Le ministre canadien des Affaires étrangères a réussi à mettre les rieurs de son côté. Il l’a fait en dénonçant le spectacle grand guignol qu’ont donné les Russes en allant déposer leur drapeau tricolore à quatre kilomètres au fond de l’océan, sous le pôle Nord. Pour ce qui est du fond de la question, par contre, Peter MacKay n’a pas vraiment d’applaudissements à recevoir.
En comparant le geste russe aux anciennes expéditions coloniales, le ministre canadien a certainement gagné un point pour le trait de sarcasme. Mais en se contentant de tourner en dérision la méthode de Moscou, il a non seulement banalisé un réel exploit technique et scientifique, il a fait comme si les revendications de la Russie demeureraient à jamais infondées.
Or, rien n’est moins sûr.
C’est une instance internationale qui déterminera à qui appartiennent les eaux de l’Arctique. Au cours des prochaines années, la Commission de l’ONU sur le droit de la mer aura à déterminer jusqu’où s’étend la souveraineté des uns et des autres. Et jusqu’où, par conséquent, des pays comme le Canada, les États-Unis, la Russie, la Norvège et le Danemark pourront un jour exploiter les hydrocarbures enfouis dans le riche sous-sol océanique arctique.
Les médias russes se sont passionnés pour cette expédition. On peut s’en moquer, mais on ne doit pas oublier que nos propres médias se sont intéressés, eux aussi, aux expéditions scientifiques nordiques canadiennes, lesquelles ont toujours comporté un volet d’« affirmation » de souveraineté.
C’est encore le cas — ne nous le cachons pas — pour celle entreprise par le brise-glace Amundsen, parti de Québec il y a 10 jours pour un périple de 15 mois en Arctique. Ceux qui fréquentent le port de Québec connaissent bien ce navire.
Certes, l’affaire du drapeau russe en « titane inoxydable » a quelque chose de ridicule. Elle ressemble à un puéril concours de muscles. Mais au-delà du symbole, cette expédition est très sérieuse. Elle vise à asseoir scientifiquement les prétentions de Moscou selon lesquelles la « dorsale Lomonossov » constitue une extension géologique de la Russie, ce qui agrandirait le fond marin que ce pays peut exploiter.
Pour l’heure, il ne semble pas que cette éventuelle extension toucherait des zones que le Canada revendique. Personne à l’ONU n’a jamais entendu Ottawa en revendiquer jusque-là. Pas de façon officielle en tout cas.

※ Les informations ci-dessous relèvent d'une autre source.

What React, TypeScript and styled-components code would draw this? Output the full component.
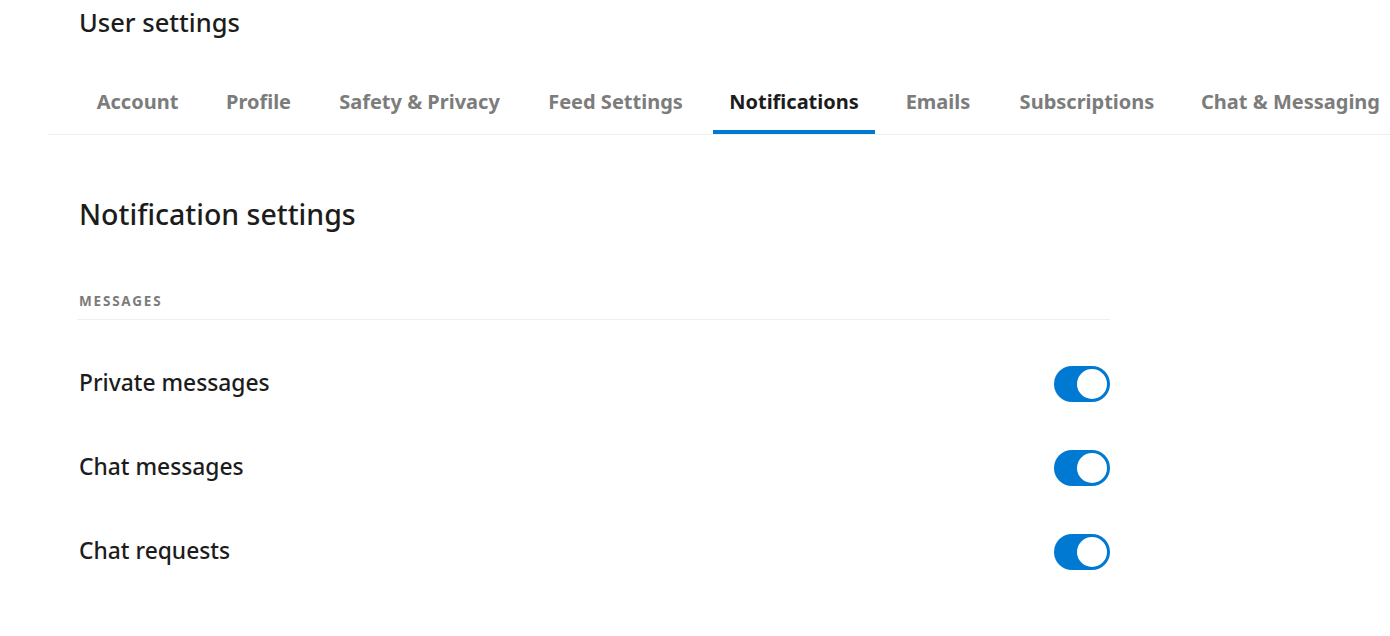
import React, { useState } from 'react';
import styled, { createGlobalStyle } from 'styled-components';

const GlobalStyle = createGlobalStyle`
    body {
        margin: 0;
        background: #ffffff;
        font-family: "Noto Sans", "Open Sans", Arial, sans-serif;
        color: #1c1c1c;
    }
`;

const Page = styled.div`
    width: 1390px;
    height: 636px;
    overflow: hidden;
    background: #ffffff;
`;

const Header = styled.header`
    margin-left: 48px;
    border-bottom: 1px solid #edeff1;
`;

const Title = styled.h1`
    margin: 0;
    padding: 6px 0 0 31px;
    height: 64px;
    font-size: 25.5px;
    line-height: 32px;
    font-weight: 500;
    color: #1c1c1c;
`;

const TabList = styled.nav`
    display: flex;
    gap: 12px;
    padding-left: 31px;
`;

const Tab = styled.a<{ $active?: boolean; $width: number }>`
    box-sizing: border-box;
    flex-shrink: 0;
    width: ${p => p.$width}px;
    height: 64px;
    display: flex;
    align-items: center;
    justify-content: center;
    padding-top: 2px;
    border-bottom: 4px solid ${p => (p.$active ? '#0079d3' : 'transparent')};
    font-size: 20px;
    font-weight: 700;
    white-space: nowrap;
    color: ${p => (p.$active ? '#1c1c1c' : '#7c7c7c')};
    cursor: pointer;
`;

const Content = styled.main`
    width: 1033px;
    margin-left: 77px;
    padding-top: 61px;
`;

const SectionTitle = styled.h2`
    margin: 0 0 0 2px;
    font-size: 28.5px;
    line-height: 36px;
    font-weight: 500;
    color: #1c1c1c;
`;

const GroupLabel = styled.h3`
    margin: 61px 0 0;
    padding: 0 0 10px 2px;
    border-bottom: 1px solid #edeff1;
    font-size: 13.5px;
    line-height: 16px;
    font-weight: 700;
    letter-spacing: 1.8px;
    color: #7c7c7c;
`;

const List = styled.div`
    padding-top: 22px;
`;

const Row = styled.div`
    display: flex;
    align-items: center;
    justify-content: space-between;
    height: 84px;
    padding-left: 2px;
`;

const Label = styled.span`
    padding-bottom: 3px;
    font-size: 22.8px;
    font-weight: 500;
    color: #1c1c1c;
`;

const Switch = styled.button<{ $on: boolean }>`
    position: relative;
    flex-shrink: 0;
    width: 56px;
    height: 36px;
    padding: 0;
    border: none;
    border-radius: 18px;
    background: ${p => (p.$on ? '#0079d3' : '#edeff1')};
    cursor: pointer;

    &::after {
        content: '';
        position: absolute;
        top: 3px;
        left: ${p => (p.$on ? '23px' : '3px')};
        width: 30px;
        height: 30px;
        border-radius: 50%;
        background: #ffffff;
        transition: left 0.15s;
    }
`;

const tabs = [
    { name: 'Account', width: 117 },
    { name: 'Profile', width: 101 },
    { name: 'Safety & Privacy', width: 197 },
    { name: 'Feed Settings', width: 171 },
    { name: 'Notifications', width: 162 },
    { name: 'Emails', width: 102 },
    { name: 'Subscriptions', width: 172 },
    { name: 'Chat & Messaging', width: 211 },
];

const App: React.FunctionComponent = () => {
    const [settings, setSettings] = useState<{ [key: string]: boolean }>({
        'Private messages': true,
        'Chat messages': true,
        'Chat requests': true,
    });

    const toggle = (key: string) => {
        setSettings({ ...settings, [key]: !settings[key] });
    };

    return (
        <Page>
            <GlobalStyle />
            <Header>
                <Title>User settings</Title>
                <TabList>
                    {tabs.map(tab => (
                        <Tab key={tab.name} $width={tab.width} $active={tab.name === 'Notifications'}>
                            {tab.name}
                        </Tab>
                    ))}
                </TabList>
            </Header>
            <Content>
                <SectionTitle>Notification settings</SectionTitle>
                <GroupLabel>MESSAGES</GroupLabel>
                <List>
                    {Object.keys(settings).map(key => (
                        <Row key={key}>
                            <Label>{key}</Label>
                            <Switch $on={settings[key]} onClick={() => toggle(key)} aria-label={key} />
                        </Row>
                    ))}
                </List>
            </Content>
        </Page>
    );
};

export default App;
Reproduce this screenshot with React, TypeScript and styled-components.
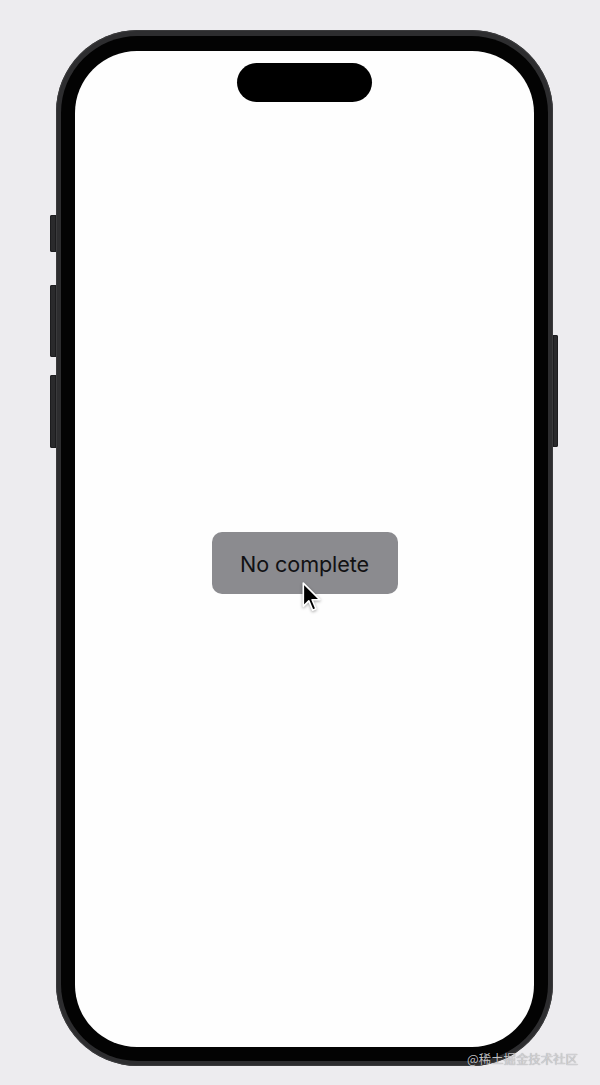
import React from "react";
import styled, { createGlobalStyle } from "styled-components";

const Global = createGlobalStyle`
  html, body { margin: 0; padding: 0; background: #edecef; }
  body { font-family: Inter, "Noto Sans", sans-serif; }
`;

const Stage = styled.div`
  position: relative;
  width: 600px;
  height: 1085px;
  box-sizing: border-box;
  padding: 30px 0 0 50px;
  display: flex;
  align-items: flex-start;
  background: #edecef;
  overflow: hidden;
`;

const Rail = styled.div<{ $top: number }>`
  width: 6px;
  display: flex;
  flex-direction: column;
  padding-top: ${(p) => p.$top}px;
`;

const SideKey = styled.div<{ $h: number; $gap: number; $side: "l" | "r" }>`
  height: ${(p) => p.$h}px;
  margin-top: ${(p) => p.$gap}px;
  background: #2a2a2c;
  border-radius: ${(p) => (p.$side === "l" ? "2px 0 0 2px" : "0 2px 2px 0")};
  box-shadow: inset 0 0 0 1px #1c1c1e;
  width: ${(p) => (p.$side === "l" ? 6 : 5)}px;
`;

const Frame = styled.div`
  width: 497px;
  height: 1036px;
  box-sizing: border-box;
  padding: 6px 5px 5px 5px;
  border-radius: 82px;
  background: #2d2d2f;
  box-shadow: inset 0 0 0 1px #3a3a3c;
`;

const Bezel = styled.div`
  width: 100%;
  height: 100%;
  box-sizing: border-box;
  padding: 15px 14px 14px 14px;
  border-radius: 77px;
  background: #030303;
`;

const Screen = styled.div`
  width: 100%;
  height: 100%;
  border-radius: 62px;
  background: #fefefe;
  display: flex;
  flex-direction: column;
  align-items: center;
  overflow: hidden;
`;

const Island = styled.div`
  margin-top: 12px;
  width: 135px;
  height: 39px;
  border-radius: 20px;
  background: #000;
`;

const Body = styled.div`
  padding-top: 430px;
  display: flex;
  justify-content: center;
  width: 100%;
`;

const ActionButton = styled.button`
  position: relative;
  width: 186px;
  height: 62px;
  border: none;
  border-radius: 10px;
  background: #8b8b8f;
  color: #111113;
  font-family: Inter, "Liberation Sans", sans-serif;
  font-size: 21.6px;
  font-weight: 400;
  letter-spacing: -0.1px;
  padding: 2px 0 0 0;
  display: flex;
  align-items: center;
  justify-content: center;
  cursor: default;
`;

const Cursor = styled.svg`
  position: absolute;
  left: 89px;
  top: 49px;
  width: 20px;
  height: 33px;
  filter: drop-shadow(0 1px 1.5px rgba(0, 0, 0, 0.35));
`;

const Watermark = styled.div`
  position: absolute;
  left: 467px;
  top: 1051px;
  font-family: "Noto Sans CJK SC", "Noto Sans", sans-serif;
  font-size: 12.4px;
  line-height: 16px;
  color: rgba(214, 214, 218, 0.9);
  text-shadow: 0 0 1px rgba(0, 0, 0, 0.4);
  white-space: nowrap;
`;

export default function App() {
  return (
    <>
      <Global />
      <Stage>
        <Rail $top={185}>
          <SideKey $side="l" $h={37} $gap={0} />
          <SideKey $side="l" $h={72} $gap={33} />
          <SideKey $side="l" $h={73} $gap={18} />
        </Rail>
        <Frame>
          <Bezel>
            <Screen>
              <Island />
              <Body>
                <ActionButton>
                  No complete
                  <Cursor viewBox="0 0 18 30">
                    <path
                      d="M2 2 L2 23 L7 18 L10.5 26.5 L13.5 25.2 L10 17 L17 17 Z"
                      fill="#000"
                      stroke="#fff"
                      strokeWidth="1.5"
                      strokeLinejoin="round"
                    />
                  </Cursor>
                </ActionButton>
              </Body>
            </Screen>
          </Bezel>
        </Frame>
        <Rail $top={305}>
          <SideKey $side="r" $h={112} $gap={0} />
        </Rail>
        <Watermark>@稀土掘金技术社区</Watermark>
      </Stage>
    </>
  );
}
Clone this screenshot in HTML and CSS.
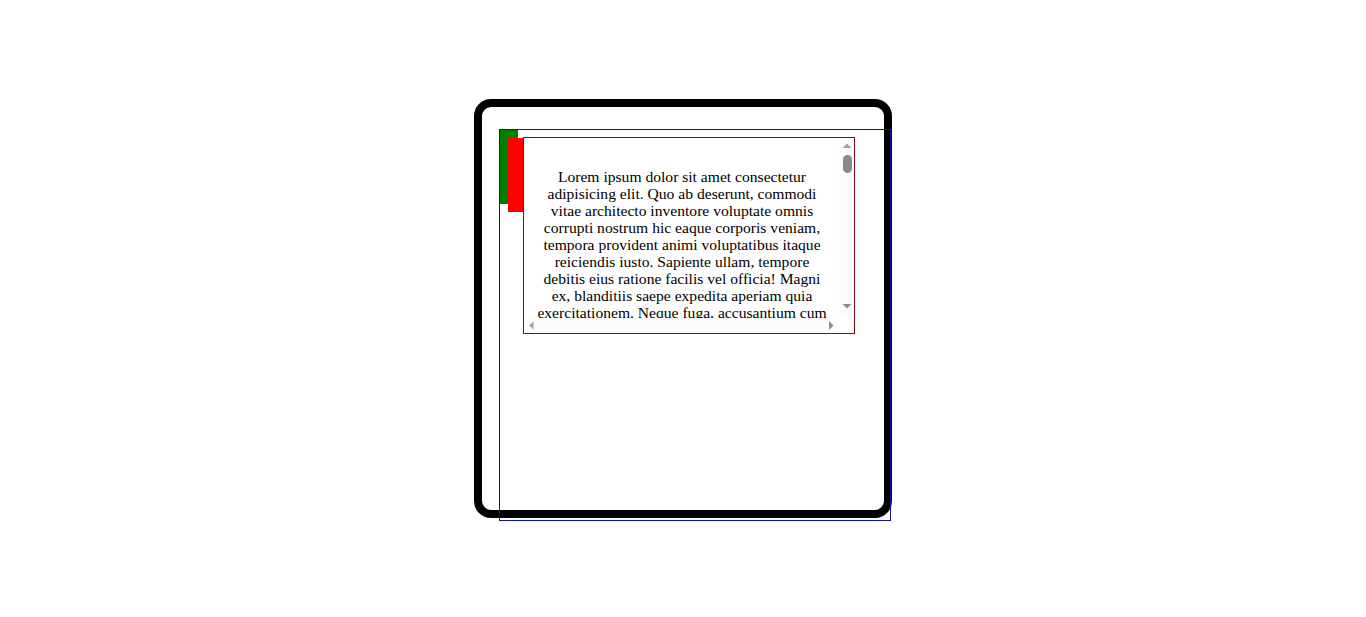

Voilà pourquoi on ne peut exclure que Peter MacKay se soit trompé de dossier lorsqu’il a affirmé avec aplomb que ces eaux étaient canadiennes... Ce sont des choses qui arrivent quand on commente à chaud. Tout indique qu’il pensait au passage du Nord-Ouest, un détroit que les États-Unis qualifient à tort (et en dépit du bon sens) d’« international ».
D’ailleurs, c’est très précisément pour asseoir sa souveraineté sur ce passage qu’Ottawa vient d’ordonner la construction de six à huit navires de patrouille et d’un port en eau profonde dans l’extrême nord canadien.
Ce que l’on doit aussi noter à propos de l’Arctique, c’est que la Russie, contrairement au Canada, sait depuis longtemps ce qu’elle veut. Et surtout qu’elle a les moyens de ses ambitions, ce qui n’est pas notre cas.
Si l’on ne considérait que l’Arctique, l’idéal aurait été de lancer le projet de construction des puissants brise-glaces que les conservateurs avaient promis pendant la campagne électorale, des bâtiments capables de naviguer dans d’épaisses couches de glace et pas seulement à proximité des côtes. Mais le Canada a d’autres besoins et les navires commandés, plus modestes mais plus polyvalents, y répondront mieux.
Tous les coureurs ne partent pas égaux dans la course à l’Arctique.